While Illinois residents should expect to see a smaller paycheck in short order, Illinois Comptroller Susana Mendoza says it will takes months for the increased revenue to truly buttress state coffers.
“The important but difficult job that I will have moving forward is to try to temper people’s expectations as to what this budget really means,” Mendoza said Monday. “The first and most important thing that this budget does is to stop the unfettered deficit spending that was happening the past two years. But what is does is it stops the hemorrhaging. It’s almost like putting a tourniquet on an open wound. It stops the hemorrhaging.”
Mendoza says that she’s prioritizing getting money to public universities that haven’t received state funding since January, but that it will take time to pay down the $15 billion backlog of unpaid bills Illinois racked up during the impasse.
Though some estimates say that—in part by leveraging matching money from the federal government—Illinois could cut the backlog by $8 billion, she says more realistically, it’ll be about half that.
The spending plan calls for Illinois to borrow money at a lower interest rate than the 8 percent to 12 percent it’s currently required to pay some of the vendors owed money, akin to refinancing a home.
Mendoza, and Treasurer Michael Frerichs—both Democrats—say the governor should move on that quickly.
“I call upon the governor to take specific steps to prevent Illinois’ credit rating from being downgraded to junk status,” Frerichs said. “Avoiding junk status can only be done if the governor reassures the credit rating agencies that junk status is unnecessary and unwarranted. We know that because at least one rating agency, Moody’s, publicly has said that passing a budget, especially in the acrimonious and divisive way that it occurred is simply not enough.”
On July 5, Moody’s signaled that the budget “entails substantial implementation risk” and that given the governor’s opposition to it may “signal shortcomings in its effectiveness once implemented.”
Frerichs also says Rauner should travel to New York to convince the ratings agencies that he’s serious about avoiding the “junk” rating and that he will implement the budget.

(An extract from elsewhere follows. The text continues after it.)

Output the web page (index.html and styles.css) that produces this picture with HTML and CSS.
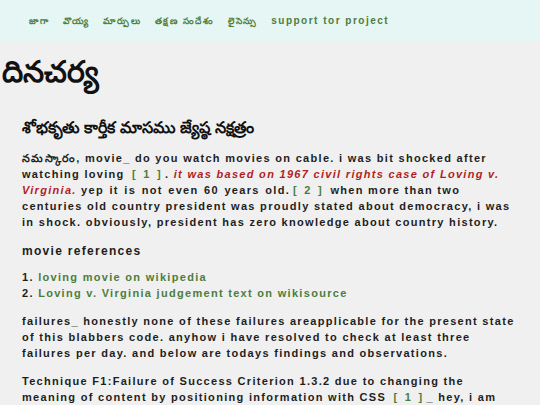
FILE: index.html
```html
<!DOCTYPE html>
<html lang="te">
<head>
<meta charset="utf-8">
<title>దినచర్య</title>
<link rel="stylesheet" href="styles.css">
</head>
<body>
<header class="topbar">
  <nav class="nav">
    <a href="#">జాగా</a>
    <a href="#">వొయ్య</a>
    <a href="#">మార్పులు</a>
    <a href="#">తక్షణ సందేశం</a>
    <a href="#">లైసెన్సు</a>
    <a class="en" href="#" lang="en">support tor project</a>
  </nav>
</header>
<main class="page">
  <h1 class="title">దినచర్య</h1>
  <section class="content">
    <h2 class="date">శోభకృతు కార్తీక మాసము జ్యేష్ఠ నక్షత్రం</h2>
    <p>నమస్కారం, movie_ do you watch movies on cable. i was bit shocked after watching loving <a class="ref" href="#">[ 1 ]</a>. <em class="quote">it was based on 1967 civil rights case of Loving v. Virginia.</em> <span class="remark">yep it is not even 60 years old.</span><a class="ref" href="#">[ 2 ]</a> when more than two centuries old country president was proudly stated about democracy, i was in shock. obviously, president has zero knowledge about country history.</p>
    <h3 class="sub">movie references</h3>
    <ol class="refs">
      <li><a href="#">loving movie on wikipedia</a></li>
      <li><a href="#">Loving v. Virginia judgement text on wikisource</a></li>
    </ol>
    <p>failures_ honestly none of these failures areapplicable for the present state of this blabbers code. anyhow i have resolved to check at least three failures per day. and below are todays findings and observations.</p>
    <p>Technique F1:Failure of Success Criterion 1.3.2 due to changing the meaning of content by positioning information with CSS <a class="ref" href="#">[ 1 ]</a>_ hey, i am trying to learn more about this technique and its failures today.</p>
  </section>
</main>
</body>
</html>
```

FILE: styles.css
```css
html, body {
  margin: 0;
  padding: 0;
}
body {
  background: #f0f0f0;
  color: #1e1e1e;
  font-family: "Liberation Sans", Arial, "Noto Sans", sans-serif;
  font-weight: bold;
  font-size: 11px;
  letter-spacing: 1.3px;
  line-height: 16px;
}
a {
  color: #4d7d3c;
  text-decoration: none;
}
.topbar {
  background: #e5f6f4;
  height: 41px;
  display: flex;
  align-items: center;
  padding-left: 29px;
}
.nav {
  display: flex;
  align-items: baseline;
  gap: 13.5px;
  font-size: 9px;
  letter-spacing: 1.6px;
}
.nav .en {
  font-size: 10px;
  letter-spacing: 1.5px;
}
.title {
  margin: 11px 0 0 0;
  padding-left: 2px;
  font-size: 30px;
  line-height: 40px;
  letter-spacing: 0;
  font-weight: bold;
  color: #111;
}
.content {
  padding: 0 22px;
}
.date {
  font-size: 16px;
  font-weight: bold;
  letter-spacing: 0;
  line-height: 20px;
  margin: 26px 0 0 0;
  color: #111;
}
p {
  margin: 12px 0;
}
.ref {
  padding: 0 3px;
  word-spacing: 2px;
}
.remark {
  word-spacing: 1.2px;
}
.quote {
  color: #b01e24;
}
.sub {
  font-size: 12px;
  margin: 13px 0 10px 0;
  line-height: 16px;
}
.refs {
  margin: 0;
  padding: 0;
  list-style: none;
  counter-reset: r;
}
.refs li {
  counter-increment: r;
}
.refs li::before {
  content: counter(r) ". ";
  color: #1e1e1e;
}
```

In response, Rauner spokeswoman Eleni Demertzis issued a statement saying only: “The low rating from the rating agencies is reflective of the fact that Madigan’s 32 percent permanent tax increase will not solve the problems created by decades of unbalanced budgets, unfunded pension liabilities, borrowing and high debt. Even with the tax increase, this budget remains $2 billion out of balance for fiscal year 2018. The best thing we can do is to work collaboratively to pass truly balanced budgets that pay down our debt, reform our pension system, and make the changes necessary to drive economic growth in our state. The governor will continue to be a champion for the critical changes needed to get Illinois on a path to fiscal solvency.”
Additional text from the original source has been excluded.